En effet, l’article 434-15-2 du code pénal punit de 3 ans de prison et 45 000 euros d’amende le fait, « pour quiconque ayant connaissance de la convention secrète de déchiffrement d’un moyen de cryptologie susceptible d’avoir été utilisé pour préparer, faciliter ou commettre un crime ou un délit, de refuser de remettre ladite convention aux autorités judiciaires ou de la mettre en oeuvre, sur les réquisitions de ces autorités ». De plus, la peine peut être portée à 5 ans de prison si «  la remise ou la mise en oeuvre de la convention aurait permis d’éviter la commission d’un crime ou d’un délit ou d’en limiter les effets », ce qui peut être le cas en l’espèce, si le serveur Jabber est toujours utilisé par Evacuation Squad.
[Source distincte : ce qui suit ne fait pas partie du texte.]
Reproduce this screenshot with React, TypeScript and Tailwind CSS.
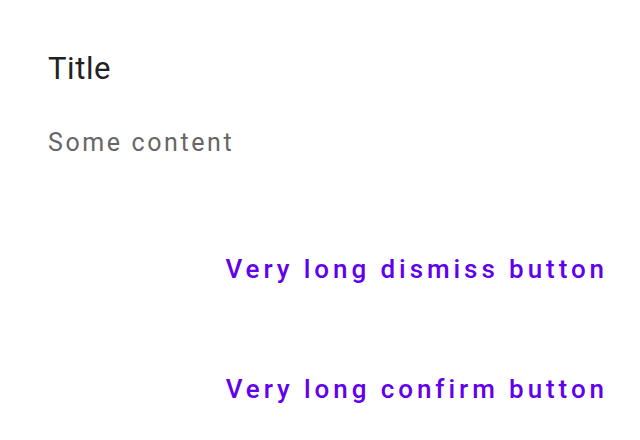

Quoi qu’il en soit, le suspect nie catégorie toute implication dans l’affaire : 

« Le suspect dit ne pas comprendre pourquoi il est en garde à vue et nie toute implication. Il refuse de collaborer avec les services techniques de police concernant l’exploitation de son matériel informatique », avaient ainsi expliqué les enquêteurs à l’Est Républicain.